Para Weber, o senhor legal típico, o "superior", enquanto ordena e, com isso, manda, obedece por sua parte à ordem impessoal pela qual orienta as suas disposições, pelo que quem obedece só o faz como membro da associação e só obedece "ao direito".
Daí que os membros da associação, ao obedecerem ao senhor, não o fazem à pessoa deste, mas, sim, àquelas ordens impessoais e que, por isso, só estão obrigados à obediência dentro da competência objectiva, racionalmente limitada, que lhe foi atribuída por essas ordens.
E, da racionalidade, deriva a legalidade ou a normatividade, dado que as ordens são dadas em nome da norma impessoal, e não em nome da autoridade pessoal; e mesmo a emissão de uma ordem constitui a obediência para com uma norma, e não uma liberdade, um favor ou privilégio arbitrários.
Segundo o mesmo Weber o Estado Moderno seria, acima de tudo, um Estado Racional marcado pelo surgimento de uma administração burocrática.
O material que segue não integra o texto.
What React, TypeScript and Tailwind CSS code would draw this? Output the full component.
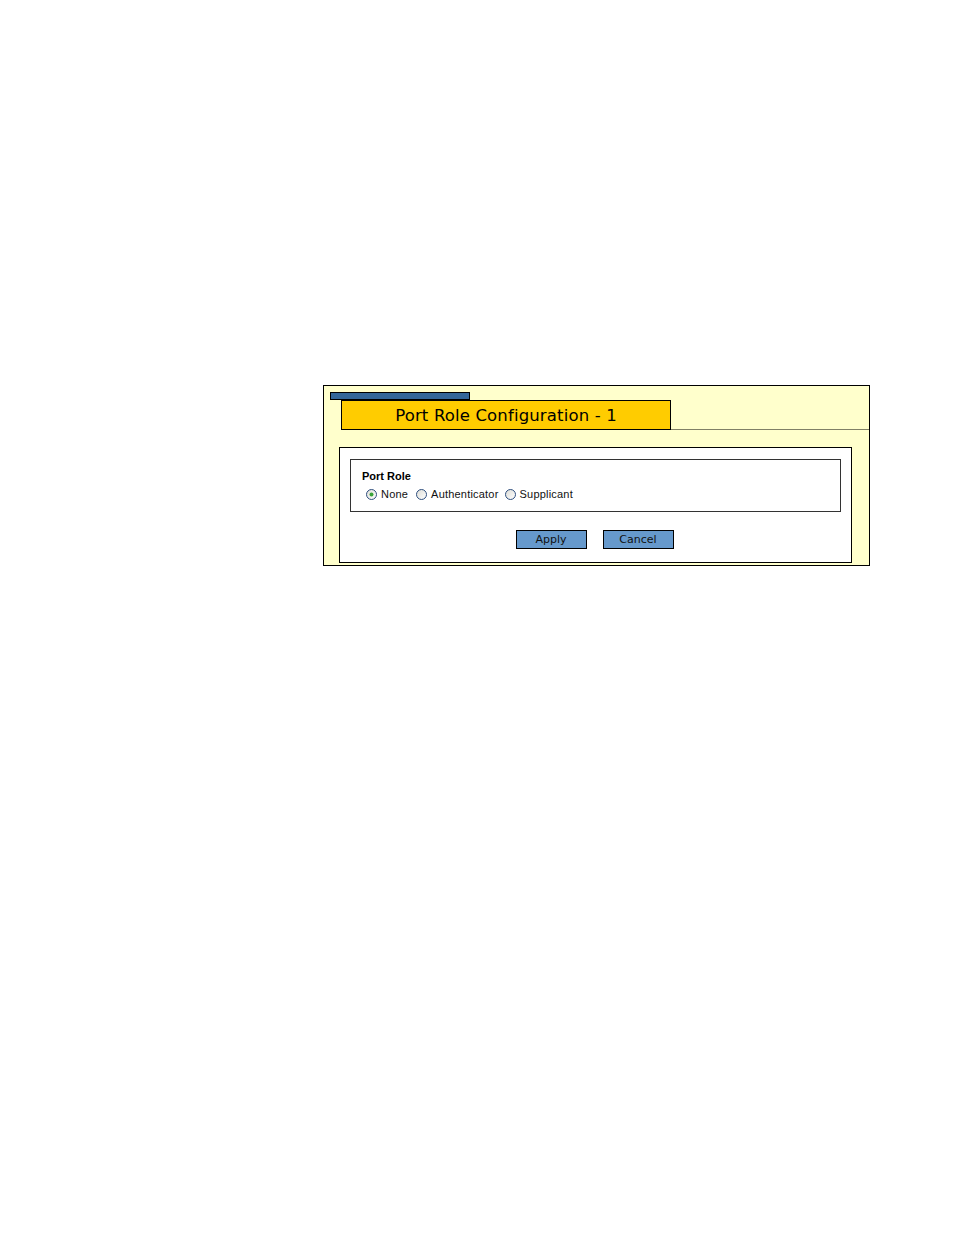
import React from "react";

function Radio({ checked }: { checked?: boolean }) {
  return (
    <svg width="11" height="11" viewBox="0 0 11 11" className="shrink-0">
      <defs>
        <linearGradient id={checked ? "rg1" : "rg0"} x1="0" y1="0" x2="1" y2="1">
          <stop offset="0" stopColor="#dcdcd6" />
          <stop offset="1" stopColor="#ffffff" />
        </linearGradient>
      </defs>
      <circle
        cx="5.5"
        cy="5.5"
        r="5"
        fill={`url(#${checked ? "rg1" : "rg0"})`}
        stroke="#2f4f7f"
        strokeWidth="1"
      />
      {checked && <circle cx="5.5" cy="5.5" r="2" fill="#3aa33a" />}
    </svg>
  );
}

const labelFont = { fontFamily: '"Liberation Sans", Arial, sans-serif' };
const verdana = { fontFamily: '"DejaVu Sans", Verdana, sans-serif' };

export default function App() {
  return (
    <div className="min-h-[1235px] w-[954px] bg-white pt-[385px] pl-[323px]">
      <div className="flex h-[181px] w-[547px] flex-col border border-black bg-[#ffffcc]">
        <div className="ml-[6px] mt-[6px] h-[8px] w-[140px] border border-black bg-[#336699]" />
        <div className="flex items-end">
          <div
            className="ml-[17px] flex h-[30px] w-[330px] items-start justify-center border border-black bg-[#ffcc00] pt-[1px] text-[16.5px] leading-[28px] tracking-[0.15px] text-black"
            style={verdana}
          >
            Port Role Configuration - 1
          </div>
          <div className="flex-1 border-b border-[#808066]" />
        </div>
        <div className="ml-[15px] mr-[17px] mt-[17px] flex h-[116px] flex-col border border-black bg-white">
          <div
            className="ml-[10px] mr-[10px] mt-[11px] h-[53px] border border-[#333333] pl-[11px] pt-[10px]"
            style={labelFont}
          >
            <div className="h-[13px] text-[11px] font-bold leading-[13px] text-black">
              Port Role
            </div>
            <div className="mt-[5px] flex h-[13px] items-center pl-[4px] text-[11px] leading-[13px] tracking-[0.2px] text-[#111]">
              <label className="flex items-center">
                <Radio checked />
                <span className="ml-[4px]">None</span>
              </label>
              <label className="ml-[8px] flex items-center">
                <Radio />
                <span className="ml-[4px]">Authenticator</span>
              </label>
              <label className="ml-[6px] flex items-center">
                <Radio />
                <span className="ml-[4px]">Supplicant</span>
              </label>
            </div>
          </div>
          <div className="mr-[2px] mt-[18px] flex justify-center gap-[16px]" style={verdana}>
            <button
              type="button"
              className="h-[19px] w-[71px] border border-black bg-[#6699cc] text-[11px] leading-[17px] text-[#111]"
            >
              Apply
            </button>
            <button
              type="button"
              className="h-[19px] w-[71px] border border-black bg-[#6699cc] text-[11px] leading-[17px] text-[#111]"
            >
              Cancel
            </button>
          </div>
        </div>
      </div>
    </div>
  );
}
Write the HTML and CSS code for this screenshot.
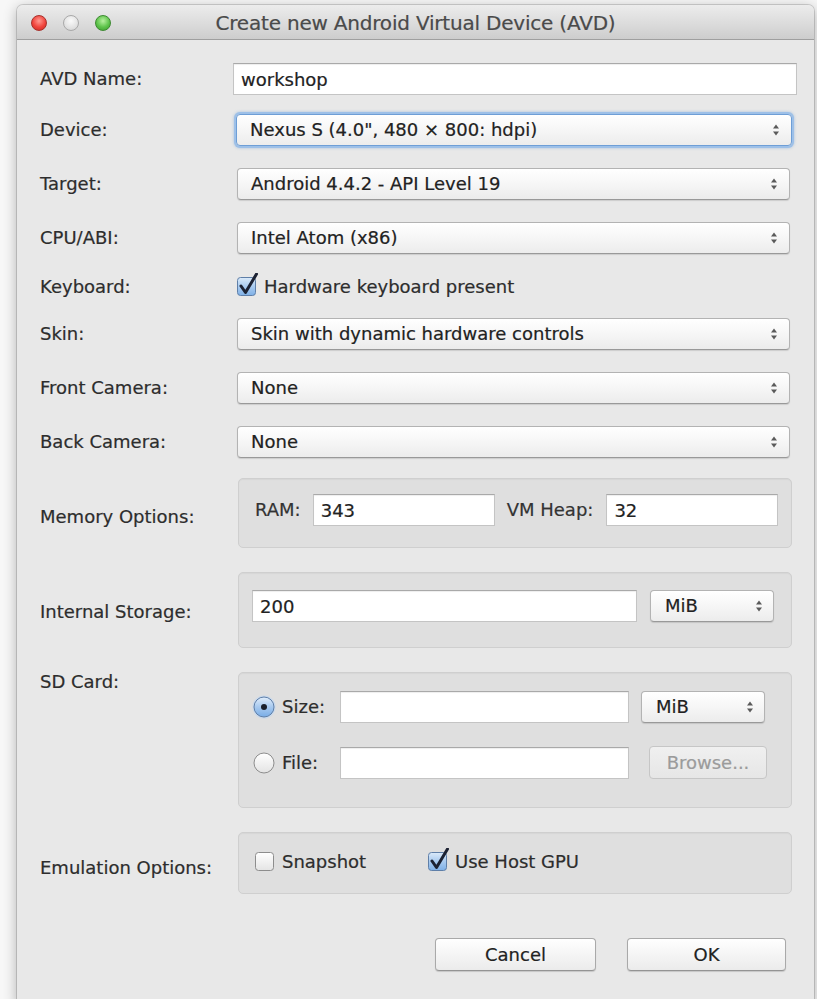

E isto porque em todos as áreas (Estado, Igreja, exército, partido, empresa económica, grupo de interesses, união, fundação, etc.), o desenvolvimento das formas modernas de agrupamento identifica‑se muito simplesmente com o desenvolvimento e com a progressão constantes da administração burocrática: o nascimento desta é, por assim dizer, a célula germinativa do moderno Estado ocidental.
A burocracia racional é, pois, uma ditadura do funcionário. Apoia‑se na crença na legitimidade das ordens estatuídas e do direito de mando daqueles que, em virtude dessas ordens, estão nomeados para exercer a autoridade.
Tem uma impersonalidade formalista, consistindo numa dominação em virtude do conhecimento que destrói os antigos sistemas de legitimação. Assim, o saber e a ideologia passam a ser os principais pontos de apoio do Estado.
Uma burocracia também se tornou possível pelo aparecimento de uma economia monetarista que permitiu ao Estado passar a pagar com regularidade aos seus funcionários, abandonando-se o anterior pagamento em espécie, por exemplo, através do aluguer da função de cobrador de impostos.